▶ **Required work**: List each line of the data that holds the string "React".

▶ **Data excerpts**:
━━━━━━

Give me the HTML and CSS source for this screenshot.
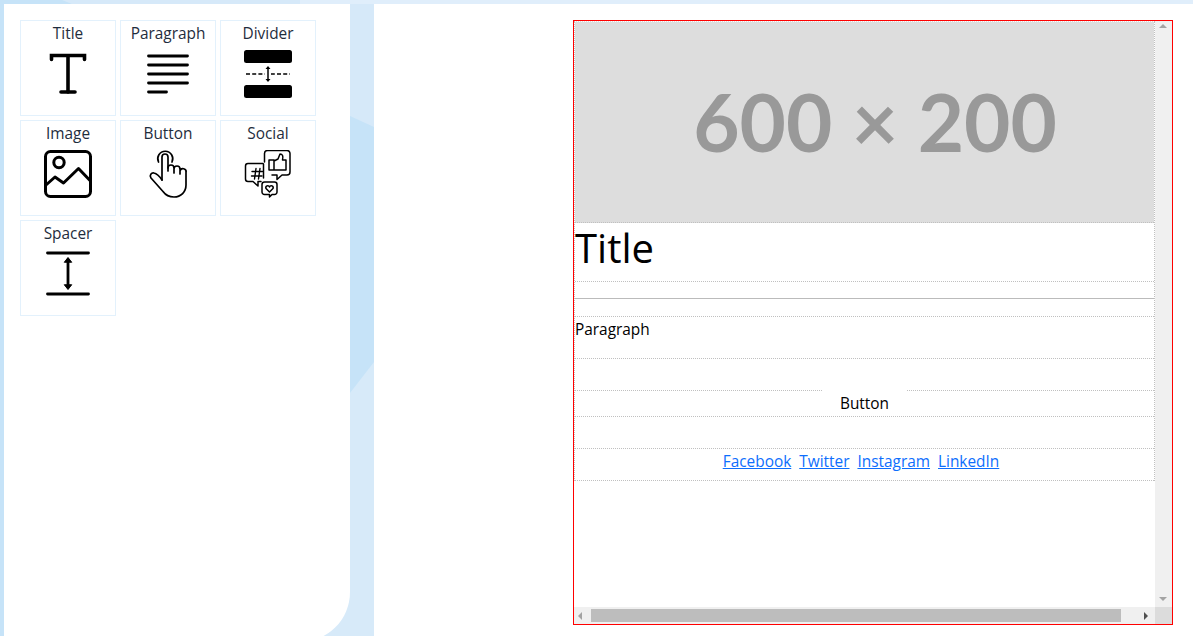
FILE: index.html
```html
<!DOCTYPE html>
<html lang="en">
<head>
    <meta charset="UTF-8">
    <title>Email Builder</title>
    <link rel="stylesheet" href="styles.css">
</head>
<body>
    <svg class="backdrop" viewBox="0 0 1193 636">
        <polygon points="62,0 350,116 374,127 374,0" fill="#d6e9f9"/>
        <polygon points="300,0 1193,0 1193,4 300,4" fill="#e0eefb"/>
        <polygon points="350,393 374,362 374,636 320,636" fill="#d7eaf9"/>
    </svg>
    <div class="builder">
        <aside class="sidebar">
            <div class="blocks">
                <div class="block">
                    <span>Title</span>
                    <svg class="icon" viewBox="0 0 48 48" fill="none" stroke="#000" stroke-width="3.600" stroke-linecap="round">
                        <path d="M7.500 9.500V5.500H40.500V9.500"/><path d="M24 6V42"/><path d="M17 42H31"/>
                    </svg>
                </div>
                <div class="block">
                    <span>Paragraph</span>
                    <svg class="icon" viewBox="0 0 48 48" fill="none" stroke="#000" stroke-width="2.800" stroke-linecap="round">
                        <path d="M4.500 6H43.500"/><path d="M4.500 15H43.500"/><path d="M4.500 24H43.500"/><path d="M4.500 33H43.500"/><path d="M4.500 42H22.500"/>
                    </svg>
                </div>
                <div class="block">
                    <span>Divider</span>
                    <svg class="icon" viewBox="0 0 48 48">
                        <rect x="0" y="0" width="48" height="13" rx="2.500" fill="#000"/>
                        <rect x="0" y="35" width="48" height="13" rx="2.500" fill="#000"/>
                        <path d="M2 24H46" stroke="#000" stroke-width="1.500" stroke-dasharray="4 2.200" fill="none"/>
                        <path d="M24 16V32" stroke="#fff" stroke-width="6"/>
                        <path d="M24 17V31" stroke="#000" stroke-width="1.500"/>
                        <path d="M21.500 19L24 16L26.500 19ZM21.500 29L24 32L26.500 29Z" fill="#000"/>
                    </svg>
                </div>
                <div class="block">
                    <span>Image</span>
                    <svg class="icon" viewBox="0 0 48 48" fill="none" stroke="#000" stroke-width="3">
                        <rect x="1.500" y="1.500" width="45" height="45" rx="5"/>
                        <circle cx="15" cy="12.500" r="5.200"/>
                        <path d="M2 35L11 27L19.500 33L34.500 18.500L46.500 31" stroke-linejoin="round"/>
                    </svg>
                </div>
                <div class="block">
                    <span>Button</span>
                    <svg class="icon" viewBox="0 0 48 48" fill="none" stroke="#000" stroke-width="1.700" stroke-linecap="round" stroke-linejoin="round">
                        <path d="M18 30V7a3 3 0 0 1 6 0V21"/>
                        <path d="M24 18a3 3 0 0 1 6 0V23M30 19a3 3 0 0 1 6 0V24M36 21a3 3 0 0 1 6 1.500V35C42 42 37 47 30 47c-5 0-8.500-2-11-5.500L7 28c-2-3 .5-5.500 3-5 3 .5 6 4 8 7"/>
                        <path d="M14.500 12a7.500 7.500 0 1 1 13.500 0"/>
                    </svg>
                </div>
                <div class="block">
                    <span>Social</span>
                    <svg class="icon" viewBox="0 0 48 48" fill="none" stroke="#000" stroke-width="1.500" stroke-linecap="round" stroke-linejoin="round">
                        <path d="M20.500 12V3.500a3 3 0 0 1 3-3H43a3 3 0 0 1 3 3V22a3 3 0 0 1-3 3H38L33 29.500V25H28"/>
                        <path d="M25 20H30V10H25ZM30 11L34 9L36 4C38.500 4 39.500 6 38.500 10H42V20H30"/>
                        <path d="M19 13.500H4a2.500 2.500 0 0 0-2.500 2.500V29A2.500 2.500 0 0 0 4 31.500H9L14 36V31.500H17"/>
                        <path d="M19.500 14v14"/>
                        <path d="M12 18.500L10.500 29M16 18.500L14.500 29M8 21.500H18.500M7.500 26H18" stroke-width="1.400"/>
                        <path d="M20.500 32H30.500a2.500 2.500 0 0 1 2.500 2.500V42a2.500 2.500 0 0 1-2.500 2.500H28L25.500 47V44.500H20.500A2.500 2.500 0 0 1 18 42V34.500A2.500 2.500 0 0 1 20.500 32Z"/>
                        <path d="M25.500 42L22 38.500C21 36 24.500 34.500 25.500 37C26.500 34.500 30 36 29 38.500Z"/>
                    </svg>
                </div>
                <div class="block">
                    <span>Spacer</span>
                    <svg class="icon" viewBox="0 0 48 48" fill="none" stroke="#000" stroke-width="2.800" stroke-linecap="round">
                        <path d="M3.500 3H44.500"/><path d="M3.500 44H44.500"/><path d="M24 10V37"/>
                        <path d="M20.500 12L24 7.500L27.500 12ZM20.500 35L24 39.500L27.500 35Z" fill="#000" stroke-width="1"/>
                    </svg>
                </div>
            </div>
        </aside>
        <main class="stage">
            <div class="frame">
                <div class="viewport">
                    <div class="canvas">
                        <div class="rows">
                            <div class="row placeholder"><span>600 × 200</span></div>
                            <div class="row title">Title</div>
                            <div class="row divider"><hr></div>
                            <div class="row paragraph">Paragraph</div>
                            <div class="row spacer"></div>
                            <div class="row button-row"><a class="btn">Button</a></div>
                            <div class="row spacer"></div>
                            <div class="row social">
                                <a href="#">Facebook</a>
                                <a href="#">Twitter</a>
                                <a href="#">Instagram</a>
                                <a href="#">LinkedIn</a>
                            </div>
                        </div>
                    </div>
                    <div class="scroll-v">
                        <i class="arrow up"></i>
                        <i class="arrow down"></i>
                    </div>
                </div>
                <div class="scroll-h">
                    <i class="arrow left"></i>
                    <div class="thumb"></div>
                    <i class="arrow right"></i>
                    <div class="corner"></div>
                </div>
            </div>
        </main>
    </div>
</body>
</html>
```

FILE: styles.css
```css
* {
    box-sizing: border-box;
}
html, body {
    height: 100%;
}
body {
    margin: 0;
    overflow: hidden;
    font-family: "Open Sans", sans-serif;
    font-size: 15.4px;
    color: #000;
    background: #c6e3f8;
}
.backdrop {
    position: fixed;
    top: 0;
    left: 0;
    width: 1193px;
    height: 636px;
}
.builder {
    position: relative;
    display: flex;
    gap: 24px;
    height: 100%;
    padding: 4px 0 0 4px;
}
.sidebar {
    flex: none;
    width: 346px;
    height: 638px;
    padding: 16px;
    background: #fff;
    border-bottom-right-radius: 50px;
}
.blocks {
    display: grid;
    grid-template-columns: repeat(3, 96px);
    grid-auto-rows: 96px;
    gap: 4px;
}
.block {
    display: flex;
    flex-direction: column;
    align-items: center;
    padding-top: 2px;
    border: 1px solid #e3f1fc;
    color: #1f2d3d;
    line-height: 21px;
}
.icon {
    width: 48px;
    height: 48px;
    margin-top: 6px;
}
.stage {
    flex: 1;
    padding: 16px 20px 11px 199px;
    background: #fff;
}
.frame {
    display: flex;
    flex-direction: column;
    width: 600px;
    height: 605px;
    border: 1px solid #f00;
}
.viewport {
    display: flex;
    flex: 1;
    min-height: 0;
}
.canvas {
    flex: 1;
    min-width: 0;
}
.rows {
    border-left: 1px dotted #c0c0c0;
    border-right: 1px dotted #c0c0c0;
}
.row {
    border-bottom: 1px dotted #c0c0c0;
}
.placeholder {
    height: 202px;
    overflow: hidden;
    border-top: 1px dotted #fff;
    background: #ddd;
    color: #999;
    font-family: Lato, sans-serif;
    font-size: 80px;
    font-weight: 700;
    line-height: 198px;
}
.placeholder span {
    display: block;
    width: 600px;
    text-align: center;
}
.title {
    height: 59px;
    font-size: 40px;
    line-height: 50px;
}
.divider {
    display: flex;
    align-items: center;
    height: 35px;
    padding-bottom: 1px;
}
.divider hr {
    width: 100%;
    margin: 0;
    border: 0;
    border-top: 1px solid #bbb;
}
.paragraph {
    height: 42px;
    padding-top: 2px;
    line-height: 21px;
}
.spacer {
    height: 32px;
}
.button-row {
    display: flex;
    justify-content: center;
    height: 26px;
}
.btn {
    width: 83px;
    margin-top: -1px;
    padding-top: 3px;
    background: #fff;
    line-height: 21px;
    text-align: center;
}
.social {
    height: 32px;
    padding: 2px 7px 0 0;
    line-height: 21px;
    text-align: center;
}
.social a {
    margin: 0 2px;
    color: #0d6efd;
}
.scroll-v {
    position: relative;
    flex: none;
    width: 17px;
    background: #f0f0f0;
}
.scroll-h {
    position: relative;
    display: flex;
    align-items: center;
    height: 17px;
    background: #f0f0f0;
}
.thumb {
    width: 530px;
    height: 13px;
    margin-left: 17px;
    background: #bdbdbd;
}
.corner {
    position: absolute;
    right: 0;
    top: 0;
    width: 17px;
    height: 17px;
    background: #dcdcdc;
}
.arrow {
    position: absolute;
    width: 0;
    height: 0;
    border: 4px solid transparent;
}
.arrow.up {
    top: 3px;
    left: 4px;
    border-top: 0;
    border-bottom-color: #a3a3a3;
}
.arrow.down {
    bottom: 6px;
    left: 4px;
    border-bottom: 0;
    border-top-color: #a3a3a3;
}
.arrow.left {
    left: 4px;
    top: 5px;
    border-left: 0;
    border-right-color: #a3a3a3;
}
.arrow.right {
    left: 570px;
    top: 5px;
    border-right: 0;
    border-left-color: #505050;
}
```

━━━━━━

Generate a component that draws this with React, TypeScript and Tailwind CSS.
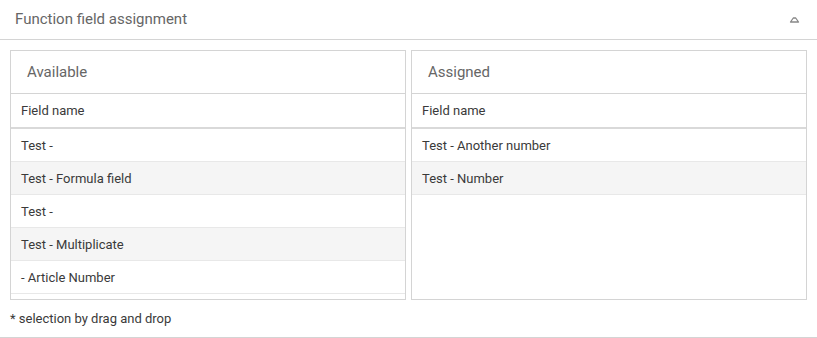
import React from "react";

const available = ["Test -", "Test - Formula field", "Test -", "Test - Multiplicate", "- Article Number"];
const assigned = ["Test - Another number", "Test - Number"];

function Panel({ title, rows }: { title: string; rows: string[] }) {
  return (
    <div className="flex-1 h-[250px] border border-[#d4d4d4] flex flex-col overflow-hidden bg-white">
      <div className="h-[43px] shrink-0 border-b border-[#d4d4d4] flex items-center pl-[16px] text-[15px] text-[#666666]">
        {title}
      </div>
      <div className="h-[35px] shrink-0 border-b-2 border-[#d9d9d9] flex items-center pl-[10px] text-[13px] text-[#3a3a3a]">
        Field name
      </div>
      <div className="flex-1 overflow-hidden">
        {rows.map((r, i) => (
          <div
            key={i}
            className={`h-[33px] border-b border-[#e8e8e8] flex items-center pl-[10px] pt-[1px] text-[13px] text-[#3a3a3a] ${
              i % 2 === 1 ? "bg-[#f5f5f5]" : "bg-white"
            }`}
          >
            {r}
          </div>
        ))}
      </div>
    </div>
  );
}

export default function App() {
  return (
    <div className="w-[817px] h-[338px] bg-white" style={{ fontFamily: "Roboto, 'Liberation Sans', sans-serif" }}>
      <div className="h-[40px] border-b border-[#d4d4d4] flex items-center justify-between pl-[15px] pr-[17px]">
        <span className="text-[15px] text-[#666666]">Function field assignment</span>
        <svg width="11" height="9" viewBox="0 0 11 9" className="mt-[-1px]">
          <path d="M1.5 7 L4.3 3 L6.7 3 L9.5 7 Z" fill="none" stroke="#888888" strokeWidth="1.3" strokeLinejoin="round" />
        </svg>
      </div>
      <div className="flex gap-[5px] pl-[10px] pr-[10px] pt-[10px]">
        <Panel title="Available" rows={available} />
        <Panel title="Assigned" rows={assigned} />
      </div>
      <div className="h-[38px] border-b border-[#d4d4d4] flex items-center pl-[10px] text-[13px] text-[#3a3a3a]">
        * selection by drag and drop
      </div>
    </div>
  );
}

━━━━━━

▶ **Complete output**:
Generate a component that draws this with React, TypeScript and Tailwind CSS.
import React from "react";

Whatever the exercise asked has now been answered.